18. There can be no justification for departing from procedure, laid down by the legislature. Order 18 Rule 5 C.P.C. having not been extended to Small Causes Courts, the Court cannot resort to that procedure. It has to record evidence only in accordance with Order 18 Rule 13 C.P.C. Specific provision having been provided, it is idle to contend, that the Court can adopt its own procedure in the exercise of inherent powers. The inherent jurisdiction is not meant to defeat the mandate and the object of legislation. Therefore the Courts cannot deviate from the prescribed procedure, it has no option
19. The above procedure should be made applicable to pending cases also; the old practice must be given up and from the existing stage, procedure as indicated above must be followed.
20. It was contended that the above procedure is not being followed by the Courts. If the officers of the Court, which term includes the learned Advocates, follow a procedure different from the ore that is prescribed, it has to be stopped. Virtue lies in rectification of mistakes and not in its perpetuation. One must consider the time factor and expenses from the litigant's angle.

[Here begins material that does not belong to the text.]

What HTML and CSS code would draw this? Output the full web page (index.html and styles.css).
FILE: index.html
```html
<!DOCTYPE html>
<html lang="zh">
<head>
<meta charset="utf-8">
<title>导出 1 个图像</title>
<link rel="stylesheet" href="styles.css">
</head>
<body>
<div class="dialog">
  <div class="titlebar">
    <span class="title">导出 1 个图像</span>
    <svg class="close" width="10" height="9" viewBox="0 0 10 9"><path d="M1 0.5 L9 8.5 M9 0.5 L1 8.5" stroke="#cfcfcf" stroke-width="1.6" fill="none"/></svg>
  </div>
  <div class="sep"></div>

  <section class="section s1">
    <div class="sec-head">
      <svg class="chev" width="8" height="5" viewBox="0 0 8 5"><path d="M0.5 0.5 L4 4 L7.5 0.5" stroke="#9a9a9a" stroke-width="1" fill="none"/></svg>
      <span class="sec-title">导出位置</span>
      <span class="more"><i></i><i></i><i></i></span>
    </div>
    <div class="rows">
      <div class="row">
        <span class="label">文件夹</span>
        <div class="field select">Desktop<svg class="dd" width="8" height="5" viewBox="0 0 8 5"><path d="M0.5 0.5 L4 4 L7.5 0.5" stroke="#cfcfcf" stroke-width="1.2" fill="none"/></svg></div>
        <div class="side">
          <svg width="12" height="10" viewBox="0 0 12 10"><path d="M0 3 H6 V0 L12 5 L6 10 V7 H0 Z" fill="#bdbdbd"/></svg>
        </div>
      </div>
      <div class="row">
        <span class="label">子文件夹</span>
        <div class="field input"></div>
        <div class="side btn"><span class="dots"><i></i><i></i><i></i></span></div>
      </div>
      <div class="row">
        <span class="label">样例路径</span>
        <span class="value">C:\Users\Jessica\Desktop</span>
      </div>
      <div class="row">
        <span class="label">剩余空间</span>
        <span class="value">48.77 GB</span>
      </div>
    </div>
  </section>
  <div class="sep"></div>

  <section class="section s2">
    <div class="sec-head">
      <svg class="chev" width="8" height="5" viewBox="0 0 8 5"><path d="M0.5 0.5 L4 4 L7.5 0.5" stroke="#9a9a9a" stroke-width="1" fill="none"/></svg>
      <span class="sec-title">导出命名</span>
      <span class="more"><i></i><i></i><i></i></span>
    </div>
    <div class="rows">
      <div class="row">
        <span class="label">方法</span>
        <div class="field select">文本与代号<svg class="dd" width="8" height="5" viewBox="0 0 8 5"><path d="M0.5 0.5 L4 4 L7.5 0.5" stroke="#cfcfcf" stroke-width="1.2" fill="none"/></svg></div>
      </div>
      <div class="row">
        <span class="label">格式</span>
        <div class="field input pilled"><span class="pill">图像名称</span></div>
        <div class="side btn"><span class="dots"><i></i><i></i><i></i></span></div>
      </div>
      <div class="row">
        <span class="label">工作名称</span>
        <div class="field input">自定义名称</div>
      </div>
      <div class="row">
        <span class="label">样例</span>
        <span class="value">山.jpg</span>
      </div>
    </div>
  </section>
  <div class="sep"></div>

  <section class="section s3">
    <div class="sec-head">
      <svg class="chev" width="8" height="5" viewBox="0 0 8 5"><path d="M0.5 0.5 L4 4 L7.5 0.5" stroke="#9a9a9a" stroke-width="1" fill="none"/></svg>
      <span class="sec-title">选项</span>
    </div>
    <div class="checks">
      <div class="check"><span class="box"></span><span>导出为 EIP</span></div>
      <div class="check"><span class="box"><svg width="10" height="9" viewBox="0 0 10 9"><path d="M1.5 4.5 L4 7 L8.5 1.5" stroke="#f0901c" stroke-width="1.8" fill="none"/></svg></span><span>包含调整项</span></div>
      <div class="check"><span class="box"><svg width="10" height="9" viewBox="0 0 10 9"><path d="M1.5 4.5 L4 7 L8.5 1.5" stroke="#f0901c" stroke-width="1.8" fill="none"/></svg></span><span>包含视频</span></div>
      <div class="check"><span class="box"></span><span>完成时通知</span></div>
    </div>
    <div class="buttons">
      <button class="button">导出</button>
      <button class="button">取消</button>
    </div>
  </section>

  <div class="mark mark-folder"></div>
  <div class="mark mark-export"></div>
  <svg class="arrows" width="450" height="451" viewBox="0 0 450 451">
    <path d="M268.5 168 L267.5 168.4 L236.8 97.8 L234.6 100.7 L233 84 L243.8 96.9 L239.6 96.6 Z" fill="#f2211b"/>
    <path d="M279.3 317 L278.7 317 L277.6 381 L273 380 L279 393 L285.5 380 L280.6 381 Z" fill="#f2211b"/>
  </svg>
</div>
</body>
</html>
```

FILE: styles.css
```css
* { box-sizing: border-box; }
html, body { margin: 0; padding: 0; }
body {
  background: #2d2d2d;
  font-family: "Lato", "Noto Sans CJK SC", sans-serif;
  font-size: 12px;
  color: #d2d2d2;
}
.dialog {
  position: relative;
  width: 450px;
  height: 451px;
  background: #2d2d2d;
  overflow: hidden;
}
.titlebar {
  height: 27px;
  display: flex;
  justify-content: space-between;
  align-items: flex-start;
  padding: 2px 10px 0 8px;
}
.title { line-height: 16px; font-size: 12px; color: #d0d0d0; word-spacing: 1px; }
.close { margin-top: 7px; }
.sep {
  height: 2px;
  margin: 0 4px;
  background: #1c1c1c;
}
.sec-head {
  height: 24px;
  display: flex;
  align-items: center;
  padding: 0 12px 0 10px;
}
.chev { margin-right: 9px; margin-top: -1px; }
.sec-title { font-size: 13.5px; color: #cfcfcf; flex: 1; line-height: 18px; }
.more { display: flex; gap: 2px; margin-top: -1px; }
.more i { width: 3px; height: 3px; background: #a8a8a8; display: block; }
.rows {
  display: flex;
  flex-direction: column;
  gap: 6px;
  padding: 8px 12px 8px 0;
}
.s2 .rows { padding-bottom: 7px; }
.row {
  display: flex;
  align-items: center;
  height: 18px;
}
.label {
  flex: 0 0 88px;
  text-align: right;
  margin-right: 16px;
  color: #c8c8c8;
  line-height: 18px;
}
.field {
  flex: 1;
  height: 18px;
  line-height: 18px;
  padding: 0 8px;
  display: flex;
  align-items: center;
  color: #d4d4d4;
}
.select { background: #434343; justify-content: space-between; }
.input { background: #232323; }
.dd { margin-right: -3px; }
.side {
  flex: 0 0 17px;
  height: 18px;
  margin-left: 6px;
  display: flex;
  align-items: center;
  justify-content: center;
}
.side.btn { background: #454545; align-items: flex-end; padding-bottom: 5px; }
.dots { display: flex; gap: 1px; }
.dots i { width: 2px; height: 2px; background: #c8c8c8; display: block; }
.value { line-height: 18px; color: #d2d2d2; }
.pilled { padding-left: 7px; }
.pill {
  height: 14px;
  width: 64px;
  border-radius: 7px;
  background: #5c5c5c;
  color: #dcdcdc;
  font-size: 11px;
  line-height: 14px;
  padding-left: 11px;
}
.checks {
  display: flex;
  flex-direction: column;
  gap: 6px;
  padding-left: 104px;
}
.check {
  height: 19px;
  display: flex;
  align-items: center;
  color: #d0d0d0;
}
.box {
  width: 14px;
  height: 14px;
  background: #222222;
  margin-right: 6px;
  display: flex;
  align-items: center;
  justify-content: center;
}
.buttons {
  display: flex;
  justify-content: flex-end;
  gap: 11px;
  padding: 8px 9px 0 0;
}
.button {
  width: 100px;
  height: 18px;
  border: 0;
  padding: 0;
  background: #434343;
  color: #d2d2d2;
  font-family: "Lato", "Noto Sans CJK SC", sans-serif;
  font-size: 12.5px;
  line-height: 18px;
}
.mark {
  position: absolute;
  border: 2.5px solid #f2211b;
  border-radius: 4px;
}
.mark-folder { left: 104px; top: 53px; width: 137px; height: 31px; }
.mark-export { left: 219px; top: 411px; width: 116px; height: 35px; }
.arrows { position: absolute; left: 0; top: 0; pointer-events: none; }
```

Admittedly in this case the procedure adopted is one meant for ordinary civil suits. There is clearly a departure from the prescribed procedure. As mentioned earlier, the matter is pending for the last thirteen years ; the Court and the Learned Counsel have contributed for the procedural deviation. But I must express my disapproval in the larger interest of the litigant public ; one who has moved this machinery should not leave this world with the hope that he may be rewarded posthumously.
Revision Petition fails ; it is dismissed. To grant time in this case is to nullify what is stated above. But it being a non-residential premises and peeping in view the circumstances and the difficulty that may be caused to the petitioner in searching an alternate accommodation, I grant time till 10th April 1987, subject to payment of rents. As both parties have contributed for the delay, each party will bear its own costs in this C.R.P.